Official confirmation of Djibouti’s role in hosting “black sites” used in the CIA’s rendition program would be welcomed by Mohammad al-Asad, a Yemeni arrested at his home in Tanzania on Dec. 27, 2003, blindfolded and flown to a location he insists was Djibouti.
Well, you know Trump said he’d re-open the black sites, but that place sure doesn’t look like it’s recent or it’s ever been closed.
I used Google Maps “add place” interface to label that location “CIA Black Facility” – I wonder if it will be approved?
But, the point of the initial story is that there are a variety of bases in Djibouti, by various governments. And, sure enough, there appear to be. Here’s someone’s secret drone base, it’s only about 5 miles from Camp Lemonier.
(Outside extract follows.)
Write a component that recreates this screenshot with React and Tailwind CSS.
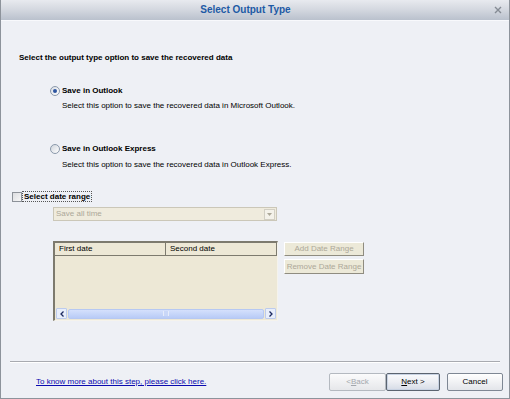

They nicely parked their drones out where whatever satellite took this picture could see them. [google maps link] That’s some pretty sad dick-waving when you compare their base (whoever’s this is) to the US base with its AC-130s.

And there’s a Chinese base, too!
It’s described as being “west of the port of Doraleh” which is on the west side of the capital. This is about 10 miles or so from the US base. [google map link]

It looks like a very fine base indeed. Ooh, and look at the tanks! I believe that large building in the backround is the one slightly upper right of dead center in the satellite map.

I doubt the Chinese government even bothers lying to people, they just do what they want – it’s ever so much more efficient than having to suborn a press establishment and get them to print your lies.
The Washington Post describes the US camp as:
Increasingly, the orders to find, track or kill those people are delivered to Camp Lemonnier. Virtually the entire 500-acre camp is dedicated to counterterrorism, making it the only installation of its kind in the Pentagon’s global network of bases.
Sounds like it’s devoted to terrorism, to me. How is setting up secret camps full of assassination teams and interrogators “counter-terrorism”? There’s no “counter-” at all.

Update: apparently the base I pegged as CIA in Djibouti is Italian. The base in Mogadishu – nobody has said what that is, yet. I think we know.